-- Challenge --
Below are records; state how many of their lines hold the word "that", and give only the figure.

-- Record excerpts --

>>>

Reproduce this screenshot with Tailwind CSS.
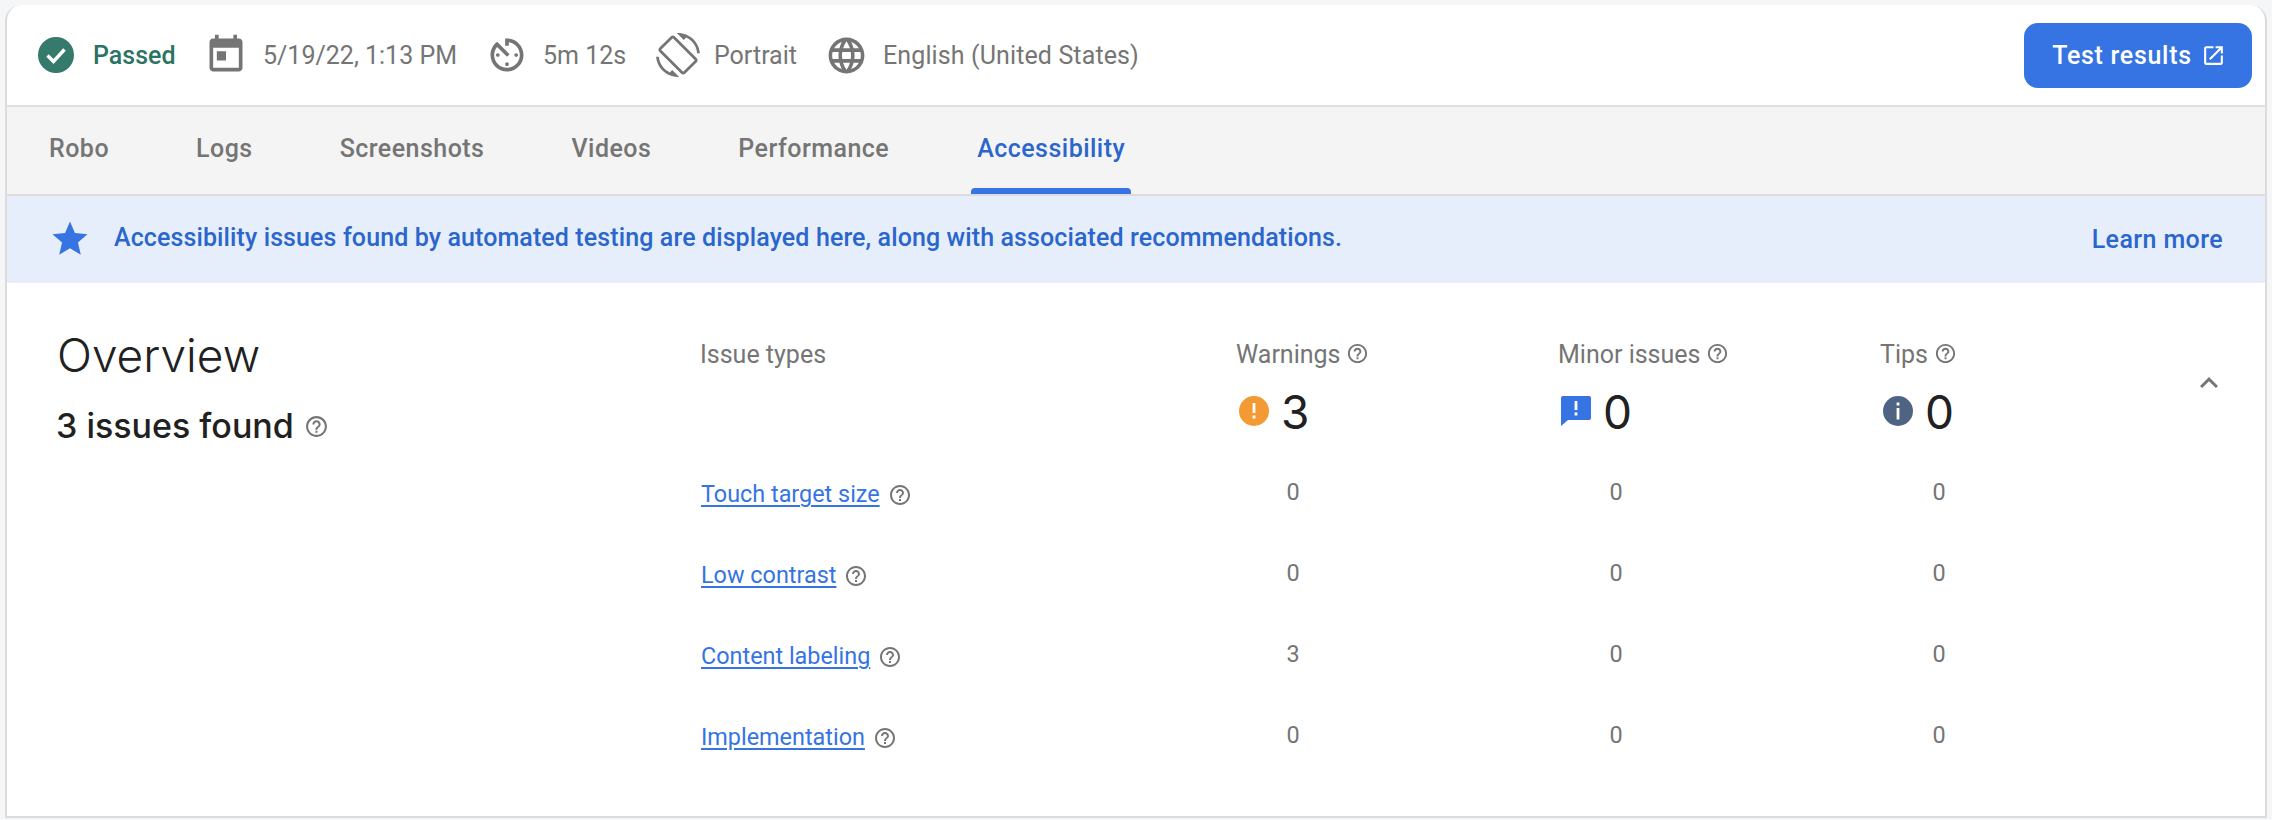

<<<
>>>

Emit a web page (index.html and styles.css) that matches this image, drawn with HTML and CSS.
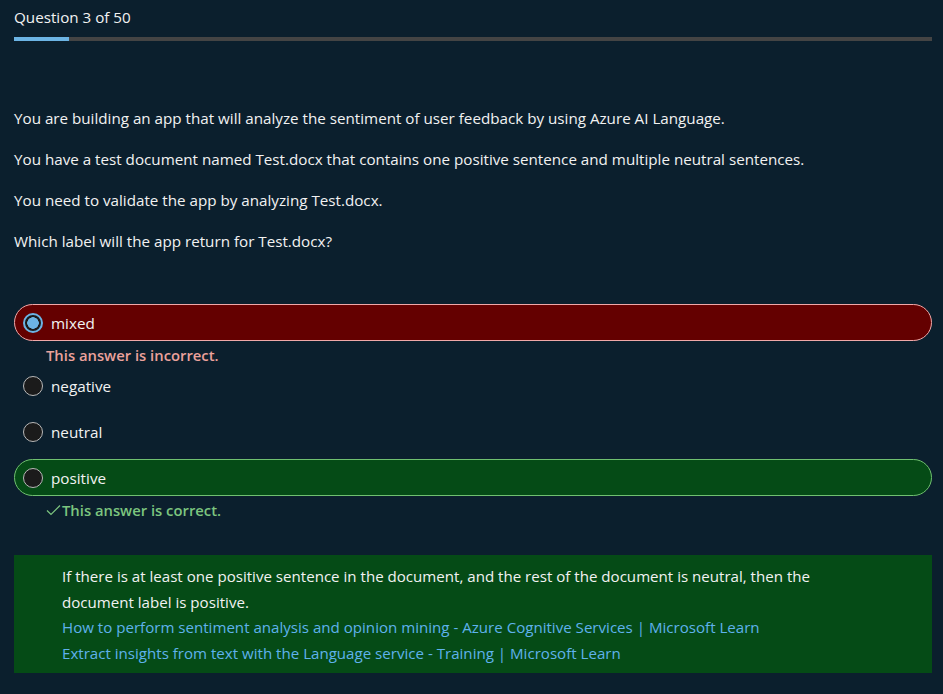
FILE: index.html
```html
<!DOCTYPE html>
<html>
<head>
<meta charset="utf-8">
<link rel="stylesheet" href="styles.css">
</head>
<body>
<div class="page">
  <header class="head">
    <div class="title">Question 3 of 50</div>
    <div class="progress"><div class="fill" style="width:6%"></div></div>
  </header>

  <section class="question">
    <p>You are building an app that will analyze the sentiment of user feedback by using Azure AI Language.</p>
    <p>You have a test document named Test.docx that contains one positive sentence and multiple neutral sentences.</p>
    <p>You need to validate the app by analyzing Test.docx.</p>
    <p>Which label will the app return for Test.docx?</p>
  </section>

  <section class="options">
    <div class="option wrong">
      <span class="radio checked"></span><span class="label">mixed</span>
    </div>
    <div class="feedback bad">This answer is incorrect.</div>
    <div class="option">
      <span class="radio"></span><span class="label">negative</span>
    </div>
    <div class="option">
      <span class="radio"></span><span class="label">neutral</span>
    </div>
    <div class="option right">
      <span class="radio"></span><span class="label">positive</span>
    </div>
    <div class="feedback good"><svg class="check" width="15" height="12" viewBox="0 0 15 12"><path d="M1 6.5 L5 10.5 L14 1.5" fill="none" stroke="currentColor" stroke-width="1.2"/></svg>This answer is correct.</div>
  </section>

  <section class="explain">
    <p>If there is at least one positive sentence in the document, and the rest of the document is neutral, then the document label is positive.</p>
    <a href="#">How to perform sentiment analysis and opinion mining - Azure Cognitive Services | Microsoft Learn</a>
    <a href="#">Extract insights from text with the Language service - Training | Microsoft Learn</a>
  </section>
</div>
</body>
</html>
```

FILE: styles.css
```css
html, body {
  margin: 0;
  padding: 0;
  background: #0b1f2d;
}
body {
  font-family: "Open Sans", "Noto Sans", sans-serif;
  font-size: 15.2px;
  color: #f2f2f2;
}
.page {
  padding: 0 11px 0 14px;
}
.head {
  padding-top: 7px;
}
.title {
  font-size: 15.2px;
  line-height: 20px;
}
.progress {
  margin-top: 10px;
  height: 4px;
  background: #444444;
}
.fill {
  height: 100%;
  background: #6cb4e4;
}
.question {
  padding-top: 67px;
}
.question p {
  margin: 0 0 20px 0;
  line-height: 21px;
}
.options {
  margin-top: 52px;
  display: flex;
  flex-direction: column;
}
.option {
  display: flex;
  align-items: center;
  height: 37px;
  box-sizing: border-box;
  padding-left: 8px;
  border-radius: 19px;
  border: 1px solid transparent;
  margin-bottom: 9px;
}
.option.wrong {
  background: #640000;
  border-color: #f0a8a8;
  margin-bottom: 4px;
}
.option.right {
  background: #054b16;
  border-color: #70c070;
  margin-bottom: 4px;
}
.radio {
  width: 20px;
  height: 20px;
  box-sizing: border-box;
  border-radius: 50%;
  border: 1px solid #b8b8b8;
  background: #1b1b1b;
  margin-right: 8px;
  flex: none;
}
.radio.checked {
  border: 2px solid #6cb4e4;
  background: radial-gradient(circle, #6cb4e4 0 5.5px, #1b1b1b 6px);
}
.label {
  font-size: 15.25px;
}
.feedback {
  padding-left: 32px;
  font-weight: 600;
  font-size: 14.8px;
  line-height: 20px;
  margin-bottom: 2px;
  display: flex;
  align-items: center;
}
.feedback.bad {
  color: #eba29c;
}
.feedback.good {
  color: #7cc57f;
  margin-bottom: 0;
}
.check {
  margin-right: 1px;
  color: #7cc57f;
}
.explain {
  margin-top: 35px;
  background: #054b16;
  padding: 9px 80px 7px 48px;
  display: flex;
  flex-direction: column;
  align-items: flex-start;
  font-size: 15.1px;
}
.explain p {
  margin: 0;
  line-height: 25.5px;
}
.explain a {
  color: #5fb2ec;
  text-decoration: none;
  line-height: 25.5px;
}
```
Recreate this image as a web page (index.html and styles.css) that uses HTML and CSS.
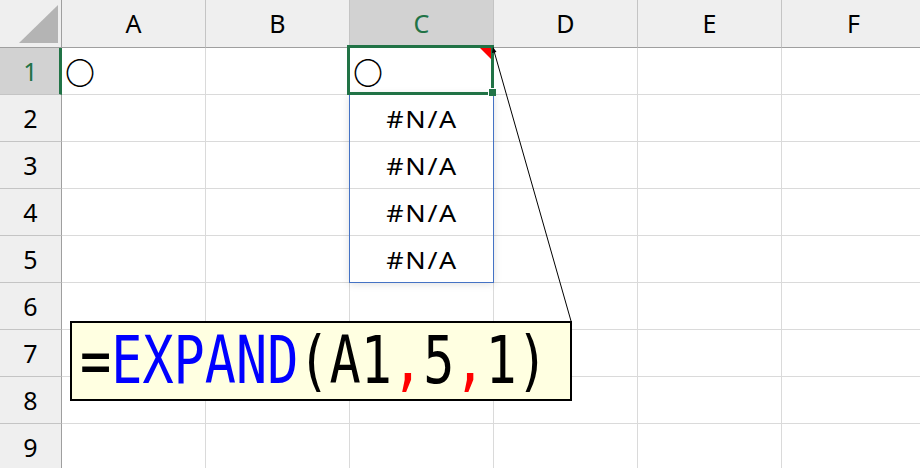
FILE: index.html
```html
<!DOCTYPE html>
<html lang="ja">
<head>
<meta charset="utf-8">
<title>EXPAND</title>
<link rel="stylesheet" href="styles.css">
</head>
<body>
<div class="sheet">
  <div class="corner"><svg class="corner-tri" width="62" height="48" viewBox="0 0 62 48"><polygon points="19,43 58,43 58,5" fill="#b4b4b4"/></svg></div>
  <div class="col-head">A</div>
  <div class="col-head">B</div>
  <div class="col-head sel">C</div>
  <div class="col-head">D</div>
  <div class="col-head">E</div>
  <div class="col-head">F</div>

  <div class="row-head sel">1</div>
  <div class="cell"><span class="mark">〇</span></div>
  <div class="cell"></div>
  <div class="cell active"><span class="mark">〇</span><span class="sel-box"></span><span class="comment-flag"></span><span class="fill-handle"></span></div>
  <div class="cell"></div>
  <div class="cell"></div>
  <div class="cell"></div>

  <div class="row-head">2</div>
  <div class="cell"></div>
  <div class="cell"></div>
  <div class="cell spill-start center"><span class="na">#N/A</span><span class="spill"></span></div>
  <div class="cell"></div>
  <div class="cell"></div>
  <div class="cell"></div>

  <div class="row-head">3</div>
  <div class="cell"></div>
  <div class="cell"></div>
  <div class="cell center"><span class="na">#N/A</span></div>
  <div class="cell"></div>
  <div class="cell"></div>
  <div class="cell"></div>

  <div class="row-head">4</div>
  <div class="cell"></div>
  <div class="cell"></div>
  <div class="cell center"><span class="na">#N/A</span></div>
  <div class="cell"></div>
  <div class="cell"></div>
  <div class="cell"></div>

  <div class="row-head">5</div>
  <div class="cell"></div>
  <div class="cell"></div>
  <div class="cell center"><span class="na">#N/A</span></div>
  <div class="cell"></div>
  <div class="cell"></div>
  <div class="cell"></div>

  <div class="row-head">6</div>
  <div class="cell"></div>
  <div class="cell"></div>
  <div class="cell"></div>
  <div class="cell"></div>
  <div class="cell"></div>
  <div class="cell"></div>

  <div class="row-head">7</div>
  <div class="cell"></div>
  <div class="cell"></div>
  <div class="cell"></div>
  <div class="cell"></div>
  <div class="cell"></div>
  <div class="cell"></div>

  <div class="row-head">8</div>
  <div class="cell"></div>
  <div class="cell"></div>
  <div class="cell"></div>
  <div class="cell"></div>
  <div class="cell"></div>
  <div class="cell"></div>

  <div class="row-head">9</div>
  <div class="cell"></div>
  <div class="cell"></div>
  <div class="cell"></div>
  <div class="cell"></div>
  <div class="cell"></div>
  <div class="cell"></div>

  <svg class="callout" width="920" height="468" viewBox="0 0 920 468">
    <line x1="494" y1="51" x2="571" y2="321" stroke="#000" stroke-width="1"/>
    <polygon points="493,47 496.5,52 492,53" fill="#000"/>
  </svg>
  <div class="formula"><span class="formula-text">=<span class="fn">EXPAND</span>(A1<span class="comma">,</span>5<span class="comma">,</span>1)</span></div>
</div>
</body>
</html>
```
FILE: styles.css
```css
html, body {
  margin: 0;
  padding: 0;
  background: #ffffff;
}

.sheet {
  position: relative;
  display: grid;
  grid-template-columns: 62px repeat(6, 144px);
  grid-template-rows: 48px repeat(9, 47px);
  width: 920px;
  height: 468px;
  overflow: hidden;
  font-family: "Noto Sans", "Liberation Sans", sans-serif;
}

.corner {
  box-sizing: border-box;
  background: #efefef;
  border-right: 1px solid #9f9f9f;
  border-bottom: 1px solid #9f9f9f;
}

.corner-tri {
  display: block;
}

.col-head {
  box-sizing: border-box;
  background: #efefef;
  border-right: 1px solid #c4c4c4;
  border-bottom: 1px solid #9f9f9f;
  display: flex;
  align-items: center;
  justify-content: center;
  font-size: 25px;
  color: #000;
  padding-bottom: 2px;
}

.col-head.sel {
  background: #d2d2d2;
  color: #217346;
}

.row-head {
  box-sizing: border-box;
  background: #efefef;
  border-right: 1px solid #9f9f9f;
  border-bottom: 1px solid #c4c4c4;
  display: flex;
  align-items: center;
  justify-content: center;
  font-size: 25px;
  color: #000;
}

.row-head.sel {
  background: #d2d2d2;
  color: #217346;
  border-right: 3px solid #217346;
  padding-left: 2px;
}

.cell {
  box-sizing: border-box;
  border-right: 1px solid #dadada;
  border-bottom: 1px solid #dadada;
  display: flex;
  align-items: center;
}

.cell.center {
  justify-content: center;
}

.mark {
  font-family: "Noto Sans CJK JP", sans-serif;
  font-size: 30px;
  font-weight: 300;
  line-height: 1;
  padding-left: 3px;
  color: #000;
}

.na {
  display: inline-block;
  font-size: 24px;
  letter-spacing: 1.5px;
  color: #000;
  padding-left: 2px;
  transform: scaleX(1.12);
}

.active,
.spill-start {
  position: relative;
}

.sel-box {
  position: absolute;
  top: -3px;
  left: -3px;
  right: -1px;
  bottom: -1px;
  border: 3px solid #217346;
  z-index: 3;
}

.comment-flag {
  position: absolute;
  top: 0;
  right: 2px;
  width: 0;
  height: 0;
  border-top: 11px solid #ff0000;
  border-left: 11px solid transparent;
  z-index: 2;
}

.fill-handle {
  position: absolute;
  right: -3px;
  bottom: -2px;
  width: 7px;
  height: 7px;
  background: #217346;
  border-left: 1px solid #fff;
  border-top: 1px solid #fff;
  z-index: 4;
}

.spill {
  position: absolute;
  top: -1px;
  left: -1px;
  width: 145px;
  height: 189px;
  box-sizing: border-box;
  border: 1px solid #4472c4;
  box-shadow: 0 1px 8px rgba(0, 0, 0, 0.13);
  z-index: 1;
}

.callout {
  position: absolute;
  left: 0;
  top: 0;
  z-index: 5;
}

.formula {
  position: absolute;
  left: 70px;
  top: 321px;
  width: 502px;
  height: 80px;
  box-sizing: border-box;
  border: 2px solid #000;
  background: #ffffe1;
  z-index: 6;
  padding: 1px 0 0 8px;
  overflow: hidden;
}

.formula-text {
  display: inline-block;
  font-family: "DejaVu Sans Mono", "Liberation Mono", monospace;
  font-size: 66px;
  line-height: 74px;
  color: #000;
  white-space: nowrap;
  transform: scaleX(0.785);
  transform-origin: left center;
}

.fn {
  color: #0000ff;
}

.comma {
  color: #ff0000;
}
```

<<<
>>>

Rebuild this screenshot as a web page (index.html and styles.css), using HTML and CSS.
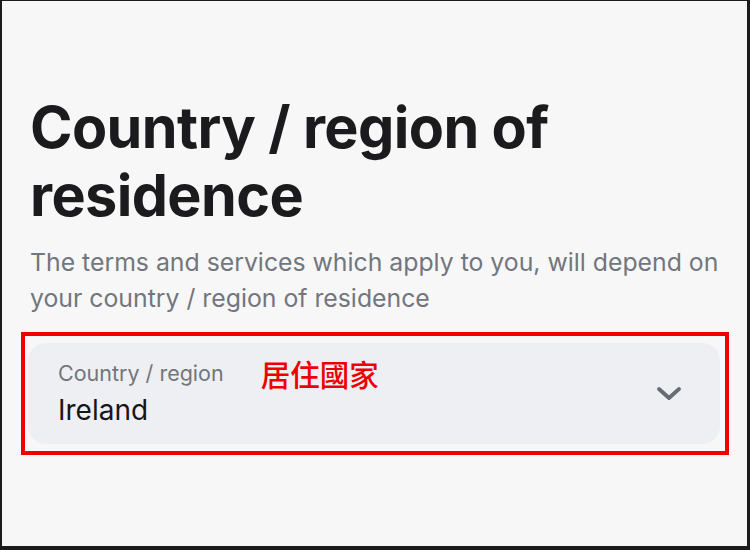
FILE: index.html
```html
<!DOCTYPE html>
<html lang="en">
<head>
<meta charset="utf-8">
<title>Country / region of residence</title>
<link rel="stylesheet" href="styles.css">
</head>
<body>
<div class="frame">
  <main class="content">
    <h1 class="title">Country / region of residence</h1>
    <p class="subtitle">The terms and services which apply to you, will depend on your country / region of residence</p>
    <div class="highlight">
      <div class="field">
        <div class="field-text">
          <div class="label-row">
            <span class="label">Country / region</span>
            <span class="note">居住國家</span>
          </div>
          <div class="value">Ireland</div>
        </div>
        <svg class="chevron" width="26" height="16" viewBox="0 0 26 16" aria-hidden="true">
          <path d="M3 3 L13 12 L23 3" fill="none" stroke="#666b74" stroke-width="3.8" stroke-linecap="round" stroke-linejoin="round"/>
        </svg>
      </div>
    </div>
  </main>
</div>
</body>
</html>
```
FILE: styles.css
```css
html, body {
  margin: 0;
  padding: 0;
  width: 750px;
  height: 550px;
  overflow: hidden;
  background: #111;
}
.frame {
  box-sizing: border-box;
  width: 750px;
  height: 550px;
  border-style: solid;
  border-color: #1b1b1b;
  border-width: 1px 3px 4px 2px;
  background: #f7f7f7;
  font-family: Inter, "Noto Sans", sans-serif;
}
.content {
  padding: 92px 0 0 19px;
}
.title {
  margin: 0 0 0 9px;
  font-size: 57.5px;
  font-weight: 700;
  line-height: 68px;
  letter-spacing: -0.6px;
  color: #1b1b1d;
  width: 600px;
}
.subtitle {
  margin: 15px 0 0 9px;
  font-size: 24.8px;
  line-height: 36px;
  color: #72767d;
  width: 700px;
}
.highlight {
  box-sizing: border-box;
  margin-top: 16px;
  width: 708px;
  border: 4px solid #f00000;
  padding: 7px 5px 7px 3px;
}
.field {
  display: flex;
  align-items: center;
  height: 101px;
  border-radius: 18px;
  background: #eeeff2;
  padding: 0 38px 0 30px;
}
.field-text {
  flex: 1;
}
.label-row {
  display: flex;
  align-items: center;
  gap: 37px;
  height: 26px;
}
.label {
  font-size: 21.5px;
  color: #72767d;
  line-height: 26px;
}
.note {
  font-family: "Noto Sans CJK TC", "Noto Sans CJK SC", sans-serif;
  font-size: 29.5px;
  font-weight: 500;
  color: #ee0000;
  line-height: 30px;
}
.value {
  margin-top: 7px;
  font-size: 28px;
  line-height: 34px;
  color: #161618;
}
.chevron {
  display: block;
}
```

<<<

-- Answer in full --
4